Material for this exercise:
******************************
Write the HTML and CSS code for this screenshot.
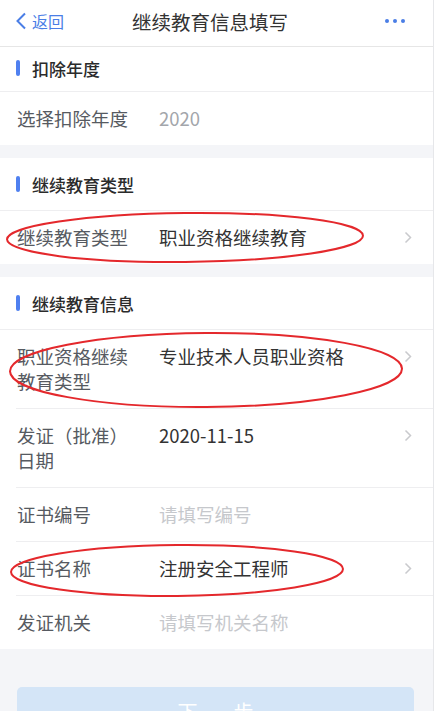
FILE: index.html
```html
<!DOCTYPE html>
<html lang="zh-CN">
<head>
    <meta charset="UTF-8">
    <meta name="viewport" content="width=device-width, initial-scale=1.0">
    <title>继续教育信息填写</title>
    <link rel="stylesheet" href="styles.css">
</head>
<body>
<div class="page">
    <header class="nav">
        <div class="back">
            <svg width="12" height="18" viewBox="0 0 12 18"><polyline points="10,1.5 2.5,9 10,16.5" fill="none" stroke="#4a7ee6" stroke-width="2"/></svg>
            <span>返回</span>
        </div>
        <h1 class="title">继续教育信息填写</h1>
        <div class="more"><i></i><i></i><i></i></div>
    </header>

    <section class="card">
        <h3 class="sec-title first">扣除年度</h3>
        <div class="row">
            <div class="label">选择扣除年度</div>
            <div class="value muted">2020</div>
        </div>
    </section>

    <section class="card">
        <h3 class="sec-title">继续教育类型</h3>
        <div class="row">
            <div class="label">继续教育类型</div>
            <div class="value">职业资格继续教育</div>
            <svg class="arrow" width="8" height="13" viewBox="0 0 8 13"><polyline points="1.5,1.5 6.5,6.5 1.5,11.5" fill="none" stroke="#c9cacd" stroke-width="1.5"/></svg>
        </div>
    </section>

    <section class="card">
        <h3 class="sec-title">继续教育信息</h3>
        <div class="row">
            <div class="label">职业资格继续教育类型</div>
            <div class="value">专业技术人员职业资格</div>
            <svg class="arrow" width="8" height="13" viewBox="0 0 8 13"><polyline points="1.5,1.5 6.5,6.5 1.5,11.5" fill="none" stroke="#c9cacd" stroke-width="1.5"/></svg>
        </div>
        <div class="row sub">
            <div class="label">发证（批准）日期</div>
            <div class="value">2020-11-15</div>
            <svg class="arrow" width="8" height="13" viewBox="0 0 8 13"><polyline points="1.5,1.5 6.5,6.5 1.5,11.5" fill="none" stroke="#c9cacd" stroke-width="1.5"/></svg>
        </div>
        <div class="row sub">
            <div class="label">证书编号</div>
            <div class="value hint">请填写编号</div>
        </div>
        <div class="row sub">
            <div class="label">证书名称</div>
            <div class="value">注册安全工程师</div>
            <svg class="arrow" width="8" height="13" viewBox="0 0 8 13"><polyline points="1.5,1.5 6.5,6.5 1.5,11.5" fill="none" stroke="#c9cacd" stroke-width="1.5"/></svg>
        </div>
        <div class="row sub">
            <div class="label">发证机关</div>
            <div class="value hint">请填写机关名称</div>
        </div>
    </section>

    <div class="footer">
        <button class="next">下一步</button>
    </div>

    <!-- red marks drawn over the screenshot -->
    <svg class="marks" width="434" height="711" viewBox="0 0 434 711">
        <ellipse cx="185" cy="237.5" rx="178" ry="24.5" transform="rotate(-0.6 185 237.5)"/>
        <ellipse cx="206" cy="370" rx="196" ry="37" transform="rotate(-0.4 206 370)"/>
        <ellipse cx="177" cy="570.5" rx="166" ry="25.5" transform="rotate(-0.5 177 570.5)"/>
    </svg>
</div>
</body>
</html>
```

FILE: styles.css
```css
*{
    box-sizing: border-box;
    margin: 0;
    padding: 0;
}
body{
    background: #f4f5f8;
    font-family: "Noto Sans CJK SC", "Noto Sans", sans-serif;
    color: #333;
    overflow: hidden;
}
.page{
    position: relative;
    min-height: 711px;
    border-right: 1px solid #e6e7ea;
}
.nav{
    height: 47px;
    background: #fff;
    border-bottom: 1px solid #e6e6e6;
    display: flex;
    align-items: center;
    justify-content: space-between;
    padding: 0 28px 4px 15px;
}
.back{
    display: flex;
    align-items: center;
    gap: 5px;
    color: #4a7ee6;
    font-size: 16px;
    width: 80px;
}
.title{
    font-size: 19.5px;
    font-weight: normal;
    color: #333;
}
.more{
    width: 80px;
    display: flex;
    justify-content: flex-end;
    gap: 4px;
}
.more i{
    width: 4px;
    height: 4px;
    border-radius: 50%;
    background: #4a7ee6;
}
.card{
    background: #fff;
    margin-bottom: 13px;
}
.sec-title{
    height: 53px;
    display: flex;
    align-items: center;
    padding-left: 16px;
    font-size: 17px;
    font-weight: 500;
    color: #2b2b2b;
    border-bottom: 1px solid #eeeef0;
}
.sec-title::before{
    content: "";
    width: 4px;
    height: 16px;
    border-radius: 2px;
    background: #4f80f0;
    margin-right: 12px;
}
.sec-title.first{
    height: 45px;
    padding-bottom: 2px;
}
.row{
    display: flex;
    align-items: flex-start;
    padding: 14px 21px 14px 17px;
    font-size: 18.5px;
    line-height: 25px;
}
.row.sub{
    border-top: 1px solid #eeeef0;
    margin-left: 16px;
    padding-left: 1px;
}
.label{
    width: 116px;
    color: #565a61;
    margin-right: 26px;
}
.value{
    flex: 1;
    color: #333;
}
.value.muted{
    color: #a3a6ab;
}
.value.hint{
    color: #c6c8cc;
}
.arrow{
    margin-top: 6px;
}
.footer{
    padding: 25px 19px 0 17px;
}
.next{
    width: 100%;
    height: 48px;
    border: none;
    border-radius: 5px;
    background: #d4e5f7;
    color: #fff;
    font-family: "Noto Sans CJK SC", sans-serif;
    font-size: 20px;
    letter-spacing: 8px;
    text-indent: 8px;
}
.marks{
    position: absolute;
    top: 0;
    left: 0;
    pointer-events: none;
}
.marks ellipse{
    fill: none;
    stroke: #e4282c;
    stroke-width: 2;
}
```
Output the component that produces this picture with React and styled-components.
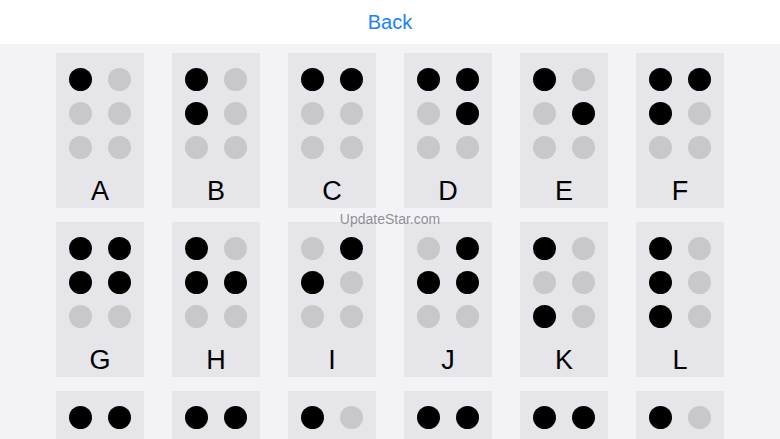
******************************
Your objective: Nothing in the entries above should change when they are printed again, except that the pictures are dropped.

Exercise response:
Write the HTML and CSS code for this screenshot.
FILE: index.html
```html
<!DOCTYPE html>
<html lang="zh-CN">
<head>
    <meta charset="UTF-8">
    <meta name="viewport" content="width=device-width, initial-scale=1.0">
    <title>继续教育信息填写</title>
    <link rel="stylesheet" href="styles.css">
</head>
<body>
<div class="page">
    <header class="nav">
        <div class="back">
            <svg width="12" height="18" viewBox="0 0 12 18"><polyline points="10,1.5 2.5,9 10,16.5" fill="none" stroke="#4a7ee6" stroke-width="2"/></svg>
            <span>返回</span>
        </div>
        <h1 class="title">继续教育信息填写</h1>
        <div class="more"><i></i><i></i><i></i></div>
    </header>

    <section class="card">
        <h3 class="sec-title first">扣除年度</h3>
        <div class="row">
            <div class="label">选择扣除年度</div>
            <div class="value muted">2020</div>
        </div>
    </section>

    <section class="card">
        <h3 class="sec-title">继续教育类型</h3>
        <div class="row">
            <div class="label">继续教育类型</div>
            <div class="value">职业资格继续教育</div>
            <svg class="arrow" width="8" height="13" viewBox="0 0 8 13"><polyline points="1.5,1.5 6.5,6.5 1.5,11.5" fill="none" stroke="#c9cacd" stroke-width="1.5"/></svg>
        </div>
    </section>

    <section class="card">
        <h3 class="sec-title">继续教育信息</h3>
        <div class="row">
            <div class="label">职业资格继续教育类型</div>
            <div class="value">专业技术人员职业资格</div>
            <svg class="arrow" width="8" height="13" viewBox="0 0 8 13"><polyline points="1.5,1.5 6.5,6.5 1.5,11.5" fill="none" stroke="#c9cacd" stroke-width="1.5"/></svg>
        </div>
        <div class="row sub">
            <div class="label">发证（批准）日期</div>
            <div class="value">2020-11-15</div>
            <svg class="arrow" width="8" height="13" viewBox="0 0 8 13"><polyline points="1.5,1.5 6.5,6.5 1.5,11.5" fill="none" stroke="#c9cacd" stroke-width="1.5"/></svg>
        </div>
        <div class="row sub">
            <div class="label">证书编号</div>
            <div class="value hint">请填写编号</div>
        </div>
        <div class="row sub">
            <div class="label">证书名称</div>
            <div class="value">注册安全工程师</div>
            <svg class="arrow" width="8" height="13" viewBox="0 0 8 13"><polyline points="1.5,1.5 6.5,6.5 1.5,11.5" fill="none" stroke="#c9cacd" stroke-width="1.5"/></svg>
        </div>
        <div class="row sub">
            <div class="label">发证机关</div>
            <div class="value hint">请填写机关名称</div>
        </div>
    </section>

    <div class="footer">
        <button class="next">下一步</button>
    </div>

    <!-- red marks drawn over the screenshot -->
    <svg class="marks" width="434" height="711" viewBox="0 0 434 711">
        <ellipse cx="185" cy="237.5" rx="178" ry="24.5" transform="rotate(-0.6 185 237.5)"/>
        <ellipse cx="206" cy="370" rx="196" ry="37" transform="rotate(-0.4 206 370)"/>
        <ellipse cx="177" cy="570.5" rx="166" ry="25.5" transform="rotate(-0.5 177 570.5)"/>
    </svg>
</div>
</body>
</html>
```

FILE: styles.css
```css
*{
    box-sizing: border-box;
    margin: 0;
    padding: 0;
}
body{
    background: #f4f5f8;
    font-family: "Noto Sans CJK SC", "Noto Sans", sans-serif;
    color: #333;
    overflow: hidden;
}
.page{
    position: relative;
    min-height: 711px;
    border-right: 1px solid #e6e7ea;
}
.nav{
    height: 47px;
    background: #fff;
    border-bottom: 1px solid #e6e6e6;
    display: flex;
    align-items: center;
    justify-content: space-between;
    padding: 0 28px 4px 15px;
}
.back{
    display: flex;
    align-items: center;
    gap: 5px;
    color: #4a7ee6;
    font-size: 16px;
    width: 80px;
}
.title{
    font-size: 19.5px;
    font-weight: normal;
    color: #333;
}
.more{
    width: 80px;
    display: flex;
    justify-content: flex-end;
    gap: 4px;
}
.more i{
    width: 4px;
    height: 4px;
    border-radius: 50%;
    background: #4a7ee6;
}
.card{
    background: #fff;
    margin-bottom: 13px;
}
.sec-title{
    height: 53px;
    display: flex;
    align-items: center;
    padding-left: 16px;
    font-size: 17px;
    font-weight: 500;
    color: #2b2b2b;
    border-bottom: 1px solid #eeeef0;
}
.sec-title::before{
    content: "";
    width: 4px;
    height: 16px;
    border-radius: 2px;
    background: #4f80f0;
    margin-right: 12px;
}
.sec-title.first{
    height: 45px;
    padding-bottom: 2px;
}
.row{
    display: flex;
    align-items: flex-start;
    padding: 14px 21px 14px 17px;
    font-size: 18.5px;
    line-height: 25px;
}
.row.sub{
    border-top: 1px solid #eeeef0;
    margin-left: 16px;
    padding-left: 1px;
}
.label{
    width: 116px;
    color: #565a61;
    margin-right: 26px;
}
.value{
    flex: 1;
    color: #333;
}
.value.muted{
    color: #a3a6ab;
}
.value.hint{
    color: #c6c8cc;
}
.arrow{
    margin-top: 6px;
}
.footer{
    padding: 25px 19px 0 17px;
}
.next{
    width: 100%;
    height: 48px;
    border: none;
    border-radius: 5px;
    background: #d4e5f7;
    color: #fff;
    font-family: "Noto Sans CJK SC", sans-serif;
    font-size: 20px;
    letter-spacing: 8px;
    text-indent: 8px;
}
.marks{
    position: absolute;
    top: 0;
    left: 0;
    pointer-events: none;
}
.marks ellipse{
    fill: none;
    stroke: #e4282c;
    stroke-width: 2;
}
```
Output the component that produces this picture with React and styled-components.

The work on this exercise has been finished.